To Sail Beyond the Sunset
- Author: Robert A. Heinlein
- Cover artist: Boris Vallejo
- Language: English
- Genre: Science fiction
- Publisher: G. P. Putnam's Sons
- Publication date: 1987
- Publication place: United States
- Media type: Print (Hardcover & Paperback)
- Pages: 416 (first edition, hardback)
- ISBN: 0-399-13267-8 (first edition, hardback)
- OCLC: 14588878
- Dewey Decimal: 813/.54 19
- LC Class: PS3515.E288 T6 1987

= To Sail Beyond the Sunset =

1987 SF novel by Robert A. Heinlein

To Sail Beyond the Sunset is a science fiction novel by American writer Robert A. Heinlein, published in 1987. It was the last novel published before his death in 1988. The title is taken from the poem "Ulysses", by Alfred Tennyson. The stanza of which it is a part, quoted by a character in the novel, is as follows:

... my purpose holds
To sail beyond the sunset, and the baths
Of all the western stars, until I die.

It is the final part of the "Lazarus Long" cycle of stories, involving time travel, parallel dimensions, free love, voluntary incest, and a concept that Heinlein named pantheistic solipsism, or 'World as Myth': the theory that universes are created by the act of imagining them, so that somewhere (for example) the Land of Oz is real. Other books in the cycle include Methuselah's Children, Time Enough for Love, The Number of the Beast, and The Cat Who Walks Through Walls.

==Plot==
The book is a memoir of Maureen Johnson Smith Long, mother, lover, and eventual wife of Lazarus Long. Maureen is ostensibly recording the events of the book while held in prison alongside Pixel, the cat from The Cat Who Walks Through Walls.

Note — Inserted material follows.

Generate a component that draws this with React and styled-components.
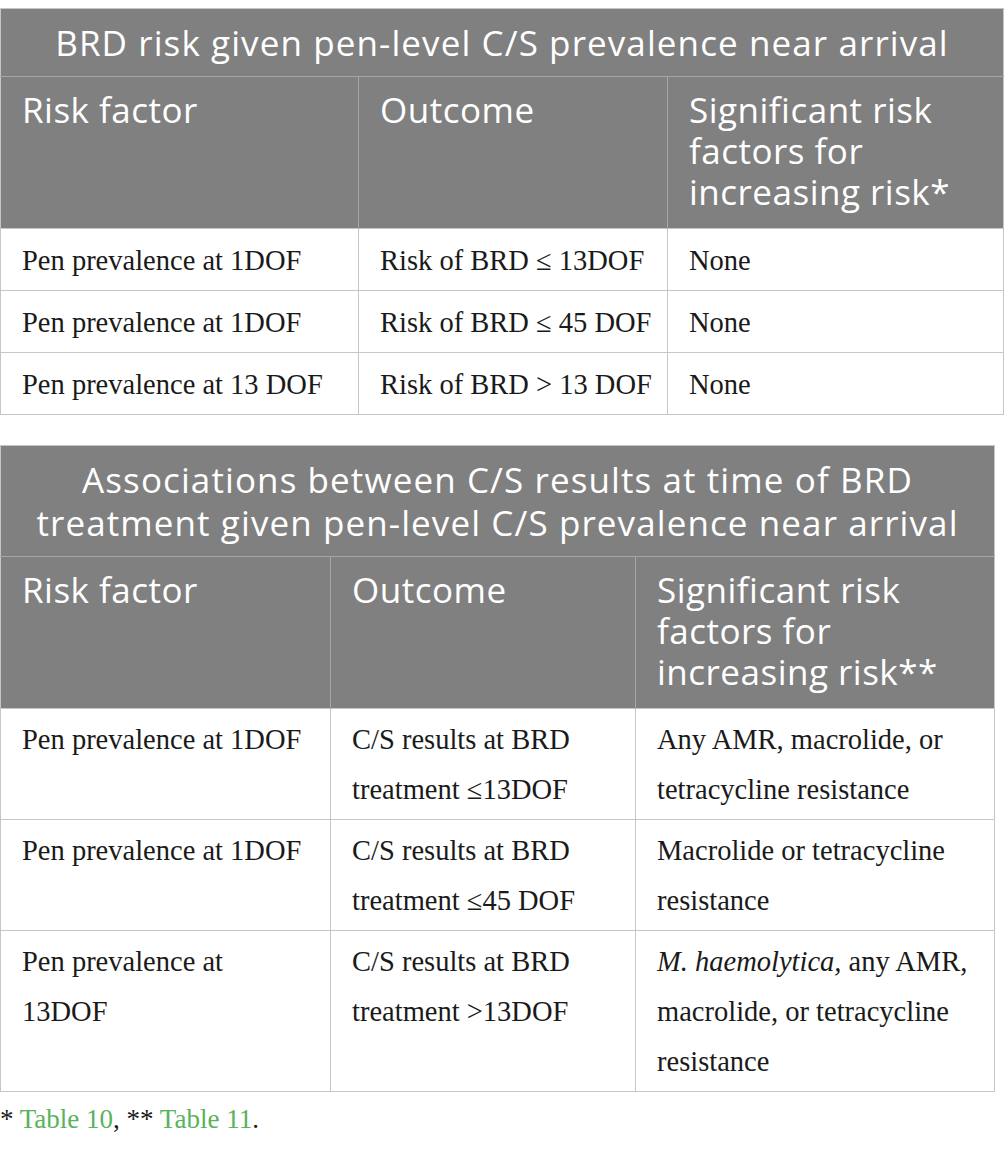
import React from 'react'
import styled, { createGlobalStyle } from 'styled-components'

const GlobalStyle = createGlobalStyle`
    body {
        margin: 0;
        background: #ffffff;
    }
`

const Page = styled.div`
    padding-top: 8px;
    display: flex;
    flex-direction: column;
    gap: 30px;
`

const Table = styled.table`
    width: ${(p) => p.width}px;
    border-collapse: collapse;
    table-layout: fixed;
    border: 1px solid #c6c6c6;
`

const TitleCell = styled.th`
    background: #7f807f;
    color: #ffffff;
    font-family: "Open Sans", "Noto Sans", sans-serif;
    font-weight: 400;
    font-size: 35px;
    letter-spacing: 1.1px;
    line-height: 43px;
    text-align: center;
    padding: 12px 12px 12px;
    border-bottom: 1px solid #a6a6a6;
`

const HeadCell = styled.th`
    background: #7f807f;
    color: #ffffff;
    font-family: "Open Sans", "Noto Sans", sans-serif;
    font-weight: 400;
    font-size: 35px;
    letter-spacing: 0.5px;
    line-height: 41px;
    text-align: left;
    vertical-align: top;
    padding: 12px 12px 16px 21px;
    height: 123px;
    border-left: 1px solid #a6a6a6;
    &:first-child { border-left: none; }
`

const Cell = styled.td`
    font-family: "Liberation Serif", "Times New Roman", serif;
    font-size: 28.5px;
    line-height: ${(p) => (p.loose ? '50px' : '30px')};
    color: #1a1a1a;
    vertical-align: top;
    padding: ${(p) => (p.loose ? '6px 19px 4px 21px' : '17px 10px 14px 21px')};
    border: 1px solid #c6c6c6;
`

const Note = styled.p`
    margin: -18px 0 0;
    font-family: "Liberation Serif", "Times New Roman", serif;
    font-size: 27px;
    color: #1a1a1a;
`

const Ref = styled.span`
    color: #58b35a;
`

const first = [
    ['Pen prevalence at 1DOF', 'Risk of BRD ≤ 13DOF', 'None'],
    ['Pen prevalence at 1DOF', 'Risk of BRD ≤ 45 DOF', 'None'],
    ['Pen prevalence at 13 DOF', 'Risk of BRD > 13 DOF', 'None'],
]

const second = [
    ['Pen prevalence at 1DOF', <>C/S results at BRD treatment ≤13DOF</>, 'Any AMR, macrolide, or tetracycline resistance'],
    ['Pen prevalence at 1DOF', <>C/S results at BRD treatment ≤45 DOF</>, 'Macrolide or tetracycline resistance'],
    ['Pen prevalence at 13DOF', <>C/S results at BRD treatment &gt;13DOF</>, <><i>M. haemolytica,</i> any AMR, macrolide, or tetracycline resistance</>],
]

const App = () => {
    return (
        <Page>
            <GlobalStyle />
            <Table width={1004}>
                <colgroup>
                    <col style={{ width: 358 }} />
                    <col style={{ width: 309 }} />
                    <col />
                </colgroup>
                <thead>
                    <tr>
                        <TitleCell colSpan={3}>BRD risk given pen-level C/S prevalence near arrival</TitleCell>
                    </tr>
                    <tr>
                        <HeadCell>Risk factor</HeadCell>
                        <HeadCell>Outcome</HeadCell>
                        <HeadCell>Significant risk factors for increasing risk*</HeadCell>
                    </tr>
                </thead>
                <tbody>
                    {first.map((row, i) => (
                        <tr key={i}>
                            {row.map((c, j) => <Cell key={j}>{c}</Cell>)}
                        </tr>
                    ))}
                </tbody>
            </Table>

            <Table width={995}>
                <colgroup>
                    <col style={{ width: 330 }} />
                    <col style={{ width: 305 }} />
                    <col />
                </colgroup>
                <thead>
                    <tr>
                        <TitleCell colSpan={3}>
                            Associations between C/S results at time of BRD treatment given pen-level C/S prevalence near arrival
                        </TitleCell>
                    </tr>
                    <tr>
                        <HeadCell>Risk factor</HeadCell>
                        <HeadCell>Outcome</HeadCell>
                        <HeadCell>Significant risk factors for increasing risk**</HeadCell>
                    </tr>
                </thead>
                <tbody>
                    {second.map((row, i) => (
                        <tr key={i}>
                            {row.map((c, j) => <Cell key={j} loose>{c}</Cell>)}
                        </tr>
                    ))}
                </tbody>
            </Table>

            <Note>
                * <Ref>Table 10</Ref>, ** <Ref>Table 11</Ref>.
            </Note>
        </Page>
    )
}

export default App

Maureen, born on July 4, 1882, recounts her girlhood in backcountry Missouri, discovery that her family is a member of the long-lived Howard Families (whose backstory is revealed in Methuselah's Children), marriage to Brian Smith, another member of that group, and her life—largely in Kansas City—until her apparent death in 1982. In addition, Maureen lives through, and gives her (sometimes contradictory) viewpoints on many events in other Heinlein stories, most notably the 1917 visit from the future by "Ted Bronson" (Lazarus Long), told from Long's point of view in Time Enough for Love, D. D. Harriman's space program from The Man Who Sold the Moon, and the rolling roads from The Roads Must Roll.

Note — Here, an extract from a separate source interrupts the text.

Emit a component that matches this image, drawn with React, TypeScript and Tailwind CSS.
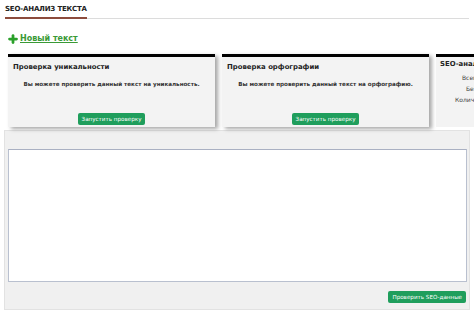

Maureen's adventures include a series of sexual encounters, beginning in childhood wherein, having just had her first sexual intercourse, she is examined by her father, a doctor, and finds herself desiring him sexually. Her story then encompasses various boys, her husband, ministers, other women's husbands, boyfriends, swinging sessions, and the adult Lazarus Long/Theodore Bronson. Additionally, she continues a lifelong pursuit of her father sexually, encourages her husband to have sexual intercourse with their daughters, and accompanies him when he does; but forbids a son and daughter of hers from continuing an incestuous relationship, primarily for the sister's reluctance to share the brother with other women. All of these are set against a history lesson of an alternate 20th century in which a variety of social and philosophical commentary is delivered.

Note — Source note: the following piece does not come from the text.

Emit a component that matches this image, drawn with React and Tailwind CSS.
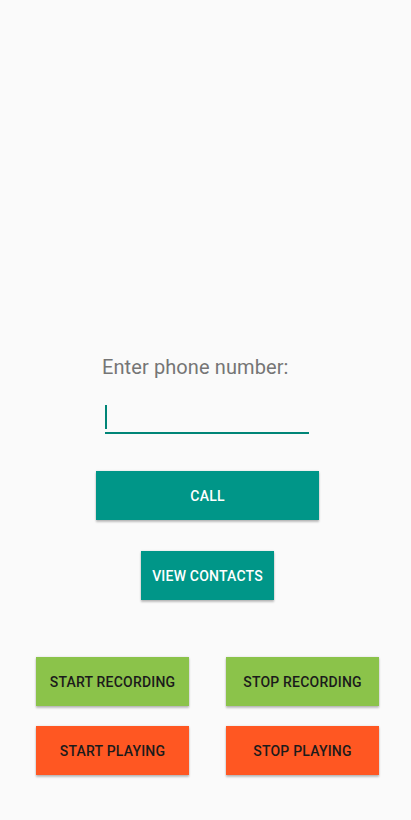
import React from "react";

const Btn = ({ label, className }) => (
  <button
    className={
      "flex h-[49px] items-center justify-center pt-[2px] text-[14px] font-medium uppercase tracking-[0.2px] shadow-[0_2px_2px_rgba(0,0,0,0.24),0_0_2px_rgba(0,0,0,0.12)] " +
      className
    }
  >
    {label}
  </button>
);

export default function App() {
  return (
    <div className="min-h-[820px] bg-[#fafafa] font-['Roboto',sans-serif]">
      <div className="pt-[355px]">
        <p className="ml-[102px] text-[20px] leading-[24px] tracking-[0.1px] text-[#757575]">Enter phone number:</p>

        <div className="ml-[105px] mt-[24px] h-[31px] w-[204px] border-b-2 border-[#008577] pt-[2px]">
          <div className="h-[24px] w-[2px] bg-[#008577]" />
        </div>

        <Btn label="Call" className="ml-[96px] mt-[37px] w-[223px] bg-[#009688] text-white" />
        <Btn label="View Contacts" className="ml-[141px] mt-[31px] w-[133px] bg-[#009688] text-white" />

        <div className="mt-[57px] grid grid-cols-[153px_153px] gap-x-[37px] gap-y-[20px] pl-[36px]">
          <Btn label="Start Recording" className="w-[153px] bg-[#8bc34a] text-[#1b1b1b]" />
          <Btn label="Stop Recording" className="w-[153px] bg-[#8bc34a] text-[#1b1b1b]" />
          <Btn label="Start Playing" className="w-[153px] bg-[#ff5722] text-[#1b1b1b]" />
          <Btn label="Stop Playing" className="w-[153px] bg-[#ff5722] text-[#1b1b1b]" />
        </div>
      </div>
    </div>
  );
}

She is eventually rescued from prison by Lazarus Long and other characters of various novels in the ship Gay Deceiver (from The Number of the Beast), and after rescuing her father from certain death in the Battle of Britain, is united with her descendants in a massive group marriage in the settlement of Boondock, on the planet Tertius. Maureen ends her memoir and the Lazarus Long saga with the phrase "And we all lived happily ever after".